BEGIN

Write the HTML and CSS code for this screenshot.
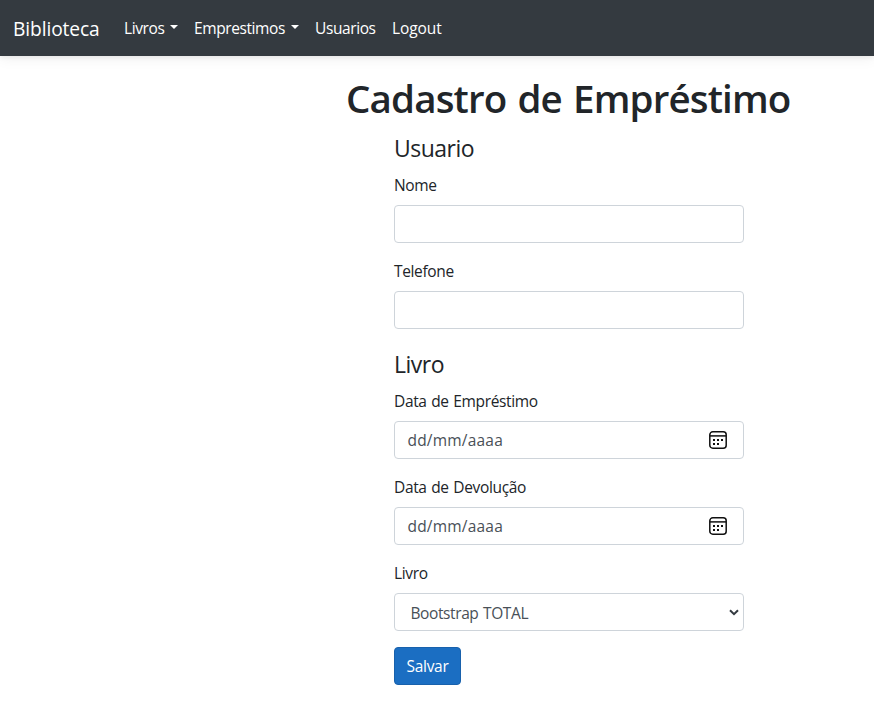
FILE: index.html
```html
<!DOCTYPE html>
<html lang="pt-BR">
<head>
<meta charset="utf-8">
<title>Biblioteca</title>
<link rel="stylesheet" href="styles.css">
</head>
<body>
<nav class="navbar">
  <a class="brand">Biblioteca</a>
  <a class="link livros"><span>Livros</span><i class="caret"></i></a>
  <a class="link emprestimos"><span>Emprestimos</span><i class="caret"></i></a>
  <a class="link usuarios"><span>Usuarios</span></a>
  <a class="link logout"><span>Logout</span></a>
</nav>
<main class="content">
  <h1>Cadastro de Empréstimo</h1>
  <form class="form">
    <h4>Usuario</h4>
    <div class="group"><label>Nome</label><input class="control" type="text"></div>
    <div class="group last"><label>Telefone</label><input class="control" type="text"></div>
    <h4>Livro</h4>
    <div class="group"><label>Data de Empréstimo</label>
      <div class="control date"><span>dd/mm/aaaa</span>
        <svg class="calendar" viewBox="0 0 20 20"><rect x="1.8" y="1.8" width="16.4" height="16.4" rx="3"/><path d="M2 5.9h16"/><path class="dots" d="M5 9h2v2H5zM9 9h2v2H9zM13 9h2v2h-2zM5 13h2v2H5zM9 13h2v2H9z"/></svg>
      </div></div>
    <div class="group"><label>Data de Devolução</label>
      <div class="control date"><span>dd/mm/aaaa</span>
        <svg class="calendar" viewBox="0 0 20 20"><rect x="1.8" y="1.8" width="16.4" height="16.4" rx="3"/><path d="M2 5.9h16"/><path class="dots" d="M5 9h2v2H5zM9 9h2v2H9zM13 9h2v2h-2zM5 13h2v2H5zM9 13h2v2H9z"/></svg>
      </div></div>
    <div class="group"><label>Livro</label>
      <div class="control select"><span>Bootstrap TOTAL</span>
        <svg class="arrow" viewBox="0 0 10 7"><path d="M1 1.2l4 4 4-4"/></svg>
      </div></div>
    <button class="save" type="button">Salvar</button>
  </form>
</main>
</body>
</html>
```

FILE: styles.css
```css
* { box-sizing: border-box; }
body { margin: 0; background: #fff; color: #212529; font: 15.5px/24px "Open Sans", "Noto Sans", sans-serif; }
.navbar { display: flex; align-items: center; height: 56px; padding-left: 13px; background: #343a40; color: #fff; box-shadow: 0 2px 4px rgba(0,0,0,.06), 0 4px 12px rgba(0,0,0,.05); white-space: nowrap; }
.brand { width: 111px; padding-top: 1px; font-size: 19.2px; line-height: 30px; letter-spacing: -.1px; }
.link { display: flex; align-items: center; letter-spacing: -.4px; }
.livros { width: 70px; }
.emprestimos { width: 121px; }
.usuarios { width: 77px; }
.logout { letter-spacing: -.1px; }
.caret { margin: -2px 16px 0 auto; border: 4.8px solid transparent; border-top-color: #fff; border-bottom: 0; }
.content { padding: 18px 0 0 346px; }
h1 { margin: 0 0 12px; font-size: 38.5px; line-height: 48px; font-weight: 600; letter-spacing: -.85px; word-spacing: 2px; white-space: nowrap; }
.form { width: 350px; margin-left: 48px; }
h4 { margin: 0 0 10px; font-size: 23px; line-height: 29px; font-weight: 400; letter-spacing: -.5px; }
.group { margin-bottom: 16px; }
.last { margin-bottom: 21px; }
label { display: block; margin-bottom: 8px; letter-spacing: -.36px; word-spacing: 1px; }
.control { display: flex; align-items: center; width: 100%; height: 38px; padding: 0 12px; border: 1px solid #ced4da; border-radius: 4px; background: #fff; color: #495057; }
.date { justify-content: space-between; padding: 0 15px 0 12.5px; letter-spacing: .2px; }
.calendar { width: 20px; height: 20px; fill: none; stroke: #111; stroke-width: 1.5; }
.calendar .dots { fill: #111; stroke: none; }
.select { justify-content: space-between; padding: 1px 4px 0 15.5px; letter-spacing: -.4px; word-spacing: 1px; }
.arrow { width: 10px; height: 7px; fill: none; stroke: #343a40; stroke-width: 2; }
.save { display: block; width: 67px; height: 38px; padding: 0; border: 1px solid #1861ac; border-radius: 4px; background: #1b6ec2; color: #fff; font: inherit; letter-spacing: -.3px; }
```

END
BEGIN

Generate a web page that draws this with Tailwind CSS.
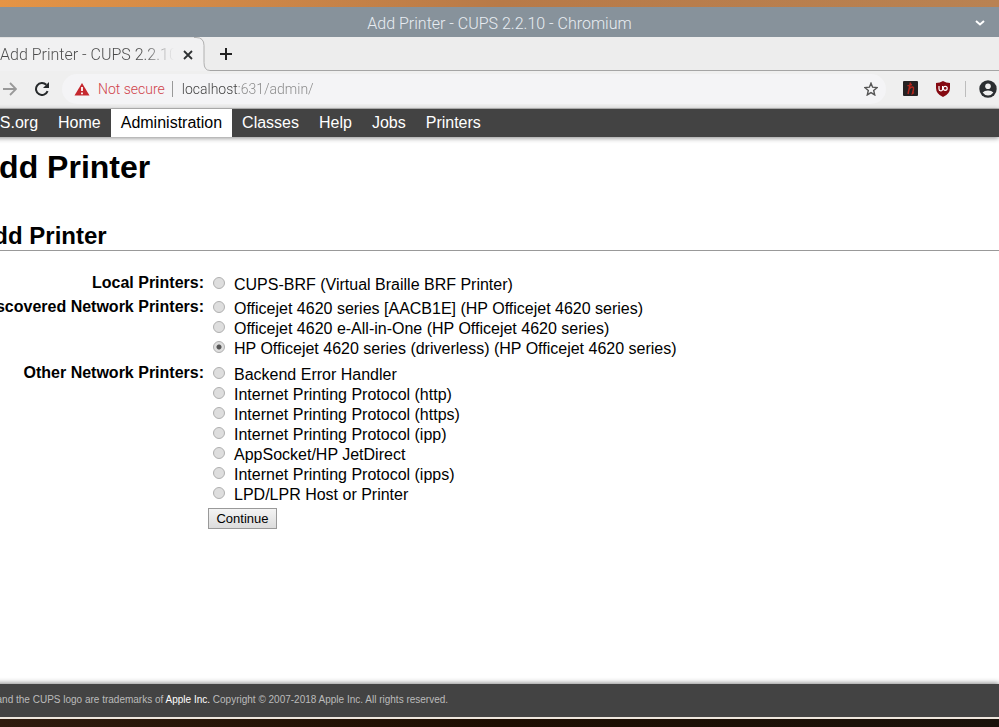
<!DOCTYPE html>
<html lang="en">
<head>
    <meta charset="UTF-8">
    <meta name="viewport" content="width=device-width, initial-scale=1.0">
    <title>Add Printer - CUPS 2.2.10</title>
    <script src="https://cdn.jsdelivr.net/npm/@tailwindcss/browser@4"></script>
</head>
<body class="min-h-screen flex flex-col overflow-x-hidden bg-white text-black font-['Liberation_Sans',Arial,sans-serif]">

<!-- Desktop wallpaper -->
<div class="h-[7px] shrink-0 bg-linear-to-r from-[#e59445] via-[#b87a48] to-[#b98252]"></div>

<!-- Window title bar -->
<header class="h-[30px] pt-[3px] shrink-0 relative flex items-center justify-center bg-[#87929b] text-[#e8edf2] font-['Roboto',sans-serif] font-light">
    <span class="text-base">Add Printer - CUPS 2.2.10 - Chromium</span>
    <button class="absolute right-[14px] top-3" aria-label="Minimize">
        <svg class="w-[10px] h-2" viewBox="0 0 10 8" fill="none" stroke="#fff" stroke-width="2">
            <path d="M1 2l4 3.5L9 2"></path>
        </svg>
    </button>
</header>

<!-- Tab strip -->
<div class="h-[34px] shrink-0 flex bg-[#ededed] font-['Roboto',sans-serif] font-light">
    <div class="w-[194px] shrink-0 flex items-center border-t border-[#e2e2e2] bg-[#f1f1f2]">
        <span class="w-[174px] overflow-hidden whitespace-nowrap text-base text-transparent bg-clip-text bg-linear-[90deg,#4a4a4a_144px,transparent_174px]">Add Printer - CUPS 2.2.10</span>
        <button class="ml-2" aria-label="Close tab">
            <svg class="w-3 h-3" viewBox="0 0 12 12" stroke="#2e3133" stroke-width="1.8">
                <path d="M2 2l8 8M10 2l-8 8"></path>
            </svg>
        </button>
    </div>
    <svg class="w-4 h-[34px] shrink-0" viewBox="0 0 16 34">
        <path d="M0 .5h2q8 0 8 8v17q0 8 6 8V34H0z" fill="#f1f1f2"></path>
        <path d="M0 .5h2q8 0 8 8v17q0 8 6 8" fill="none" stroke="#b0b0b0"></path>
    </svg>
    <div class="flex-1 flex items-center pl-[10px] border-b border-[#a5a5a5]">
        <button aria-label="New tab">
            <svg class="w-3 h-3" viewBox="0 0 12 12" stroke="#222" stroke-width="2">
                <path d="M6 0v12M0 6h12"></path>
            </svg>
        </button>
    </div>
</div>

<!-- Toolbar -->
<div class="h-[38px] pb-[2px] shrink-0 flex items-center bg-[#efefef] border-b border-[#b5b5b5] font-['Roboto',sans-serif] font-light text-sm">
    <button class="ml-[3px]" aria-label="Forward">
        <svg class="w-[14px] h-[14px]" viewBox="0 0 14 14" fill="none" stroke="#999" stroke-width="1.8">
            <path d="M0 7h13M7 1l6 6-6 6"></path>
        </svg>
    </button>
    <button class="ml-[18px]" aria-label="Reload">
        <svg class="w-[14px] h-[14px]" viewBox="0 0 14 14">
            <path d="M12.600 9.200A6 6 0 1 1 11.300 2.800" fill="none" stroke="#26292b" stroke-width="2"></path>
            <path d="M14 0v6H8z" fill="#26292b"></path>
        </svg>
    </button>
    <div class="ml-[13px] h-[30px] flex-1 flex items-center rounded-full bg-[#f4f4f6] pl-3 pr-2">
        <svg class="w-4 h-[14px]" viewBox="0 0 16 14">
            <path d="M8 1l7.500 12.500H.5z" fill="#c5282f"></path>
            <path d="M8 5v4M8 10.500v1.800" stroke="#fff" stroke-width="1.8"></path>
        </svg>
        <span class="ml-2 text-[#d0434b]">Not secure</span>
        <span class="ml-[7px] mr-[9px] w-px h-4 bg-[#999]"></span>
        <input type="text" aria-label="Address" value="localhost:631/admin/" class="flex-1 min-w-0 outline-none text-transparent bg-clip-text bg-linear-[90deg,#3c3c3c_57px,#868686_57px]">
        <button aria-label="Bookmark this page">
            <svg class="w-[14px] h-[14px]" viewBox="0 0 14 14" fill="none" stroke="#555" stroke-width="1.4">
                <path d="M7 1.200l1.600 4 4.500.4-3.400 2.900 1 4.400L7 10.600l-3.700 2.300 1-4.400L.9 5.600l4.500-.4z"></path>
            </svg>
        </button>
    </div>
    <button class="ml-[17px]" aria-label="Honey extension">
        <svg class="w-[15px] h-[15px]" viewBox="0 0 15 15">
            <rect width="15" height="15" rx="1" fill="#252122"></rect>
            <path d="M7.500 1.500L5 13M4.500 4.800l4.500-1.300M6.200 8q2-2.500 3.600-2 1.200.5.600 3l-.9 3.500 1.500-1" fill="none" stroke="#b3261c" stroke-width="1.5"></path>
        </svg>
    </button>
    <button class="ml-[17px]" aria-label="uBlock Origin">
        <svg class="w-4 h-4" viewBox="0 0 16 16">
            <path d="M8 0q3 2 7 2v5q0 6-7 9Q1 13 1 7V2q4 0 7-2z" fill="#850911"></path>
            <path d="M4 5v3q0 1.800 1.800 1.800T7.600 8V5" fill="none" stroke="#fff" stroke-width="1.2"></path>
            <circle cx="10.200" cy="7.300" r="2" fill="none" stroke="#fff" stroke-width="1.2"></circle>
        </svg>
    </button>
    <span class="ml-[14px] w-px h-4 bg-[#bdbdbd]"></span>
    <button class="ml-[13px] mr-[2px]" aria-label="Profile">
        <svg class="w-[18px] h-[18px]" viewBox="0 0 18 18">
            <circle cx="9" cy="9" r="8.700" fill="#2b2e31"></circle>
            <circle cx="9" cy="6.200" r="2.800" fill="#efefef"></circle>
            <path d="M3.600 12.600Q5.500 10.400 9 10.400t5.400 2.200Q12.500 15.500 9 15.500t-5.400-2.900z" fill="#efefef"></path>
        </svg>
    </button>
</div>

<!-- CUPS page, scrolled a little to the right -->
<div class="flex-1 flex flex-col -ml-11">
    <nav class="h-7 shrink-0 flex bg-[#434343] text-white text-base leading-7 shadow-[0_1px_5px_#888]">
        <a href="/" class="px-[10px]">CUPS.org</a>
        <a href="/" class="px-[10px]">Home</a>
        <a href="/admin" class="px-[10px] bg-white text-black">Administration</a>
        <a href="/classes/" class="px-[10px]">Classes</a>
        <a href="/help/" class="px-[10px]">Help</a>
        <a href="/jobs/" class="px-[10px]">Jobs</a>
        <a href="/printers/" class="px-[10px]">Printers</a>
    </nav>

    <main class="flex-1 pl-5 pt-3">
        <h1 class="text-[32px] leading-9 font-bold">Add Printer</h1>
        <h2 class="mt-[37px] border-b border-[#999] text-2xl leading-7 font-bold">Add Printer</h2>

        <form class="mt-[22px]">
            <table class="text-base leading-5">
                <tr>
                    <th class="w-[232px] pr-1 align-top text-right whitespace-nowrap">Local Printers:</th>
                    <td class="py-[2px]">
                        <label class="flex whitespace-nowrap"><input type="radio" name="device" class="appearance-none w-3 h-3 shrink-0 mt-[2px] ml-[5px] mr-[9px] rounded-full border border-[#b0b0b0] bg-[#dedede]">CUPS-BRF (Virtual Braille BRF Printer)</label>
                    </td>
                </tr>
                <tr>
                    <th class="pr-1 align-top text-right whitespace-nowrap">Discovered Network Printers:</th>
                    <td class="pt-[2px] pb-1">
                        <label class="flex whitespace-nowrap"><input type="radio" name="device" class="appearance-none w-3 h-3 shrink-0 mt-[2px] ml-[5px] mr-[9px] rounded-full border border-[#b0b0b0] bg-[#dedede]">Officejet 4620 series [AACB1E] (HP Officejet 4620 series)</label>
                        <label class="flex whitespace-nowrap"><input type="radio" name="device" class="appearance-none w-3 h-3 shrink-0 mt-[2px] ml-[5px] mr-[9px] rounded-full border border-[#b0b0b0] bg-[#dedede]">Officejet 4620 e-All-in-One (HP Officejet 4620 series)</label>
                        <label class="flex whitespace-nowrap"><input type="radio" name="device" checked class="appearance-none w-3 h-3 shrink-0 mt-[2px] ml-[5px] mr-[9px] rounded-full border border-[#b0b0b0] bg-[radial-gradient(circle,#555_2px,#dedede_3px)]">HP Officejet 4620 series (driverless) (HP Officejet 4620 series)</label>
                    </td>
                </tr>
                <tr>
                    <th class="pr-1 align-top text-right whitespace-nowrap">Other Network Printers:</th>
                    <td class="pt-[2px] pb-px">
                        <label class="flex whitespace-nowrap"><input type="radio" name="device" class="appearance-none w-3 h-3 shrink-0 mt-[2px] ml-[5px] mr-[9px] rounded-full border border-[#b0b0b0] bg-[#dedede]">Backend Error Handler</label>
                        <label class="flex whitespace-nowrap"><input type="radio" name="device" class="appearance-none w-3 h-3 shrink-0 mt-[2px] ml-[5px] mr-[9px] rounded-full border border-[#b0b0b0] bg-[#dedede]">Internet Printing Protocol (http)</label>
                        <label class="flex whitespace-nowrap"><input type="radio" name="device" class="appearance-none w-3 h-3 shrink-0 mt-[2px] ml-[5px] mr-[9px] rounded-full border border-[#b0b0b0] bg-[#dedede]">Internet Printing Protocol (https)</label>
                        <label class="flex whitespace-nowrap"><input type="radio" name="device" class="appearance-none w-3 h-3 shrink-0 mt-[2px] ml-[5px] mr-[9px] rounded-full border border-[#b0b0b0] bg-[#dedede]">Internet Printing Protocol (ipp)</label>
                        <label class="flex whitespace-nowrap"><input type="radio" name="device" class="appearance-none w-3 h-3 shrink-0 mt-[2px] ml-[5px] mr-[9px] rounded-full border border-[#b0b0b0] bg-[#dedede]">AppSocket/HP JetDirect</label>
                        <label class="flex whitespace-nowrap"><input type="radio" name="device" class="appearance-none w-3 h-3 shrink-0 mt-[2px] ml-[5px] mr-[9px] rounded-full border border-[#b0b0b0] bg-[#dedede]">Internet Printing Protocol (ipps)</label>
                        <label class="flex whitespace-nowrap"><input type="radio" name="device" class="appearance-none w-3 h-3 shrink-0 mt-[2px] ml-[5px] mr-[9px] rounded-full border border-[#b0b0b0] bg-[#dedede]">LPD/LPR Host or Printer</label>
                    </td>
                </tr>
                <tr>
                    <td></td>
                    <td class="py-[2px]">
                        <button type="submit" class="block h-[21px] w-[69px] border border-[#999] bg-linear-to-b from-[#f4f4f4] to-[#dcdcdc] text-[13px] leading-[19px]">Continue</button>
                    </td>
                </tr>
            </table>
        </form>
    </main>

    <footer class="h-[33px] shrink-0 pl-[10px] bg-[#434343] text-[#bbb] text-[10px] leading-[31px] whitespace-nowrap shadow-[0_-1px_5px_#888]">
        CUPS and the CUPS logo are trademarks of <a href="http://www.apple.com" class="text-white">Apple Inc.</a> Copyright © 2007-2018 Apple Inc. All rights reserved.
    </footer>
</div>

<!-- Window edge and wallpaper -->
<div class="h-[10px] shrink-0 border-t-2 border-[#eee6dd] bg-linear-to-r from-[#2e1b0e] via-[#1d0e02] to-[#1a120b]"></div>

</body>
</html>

END
BEGIN

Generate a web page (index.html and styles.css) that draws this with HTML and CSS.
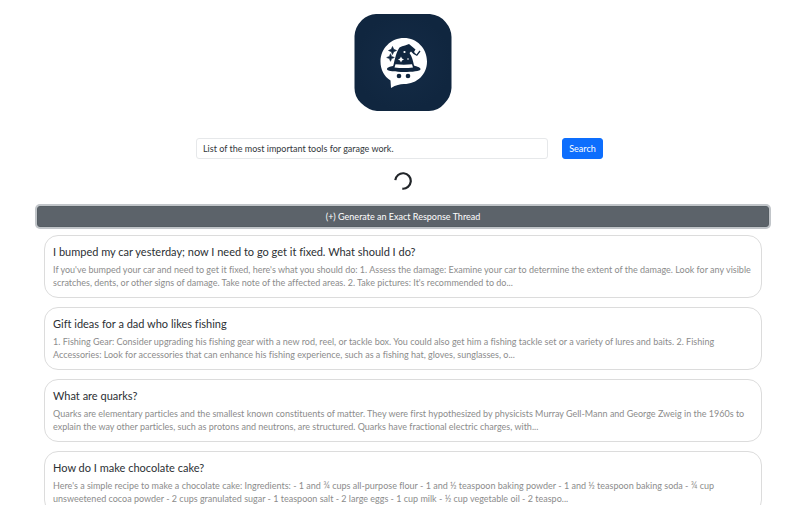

END

Beginning at the line above that contains "Generate a web page that", repeat each line exactly through the one that contains "shrink-0 bg-linear-to-r from-[#e59445]", and leave out the pictures.

Generate a web page that draws this with Tailwind CSS.
<!DOCTYPE html>
<html lang="en">
<head>
    <meta charset="UTF-8">
    <meta name="viewport" content="width=device-width, initial-scale=1.0">
    <title>Add Printer - CUPS 2.2.10</title>
    <script src="https://cdn.jsdelivr.net/npm/@tailwindcss/browser@4"></script>
</head>
<body class="min-h-screen flex flex-col overflow-x-hidden bg-white text-black font-['Liberation_Sans',Arial,sans-serif]">

<!-- Desktop wallpaper -->
<div class="h-[7px] shrink-0 bg-linear-to-r from-[#e59445] via-[#b87a48] to-[#b98252]"></div>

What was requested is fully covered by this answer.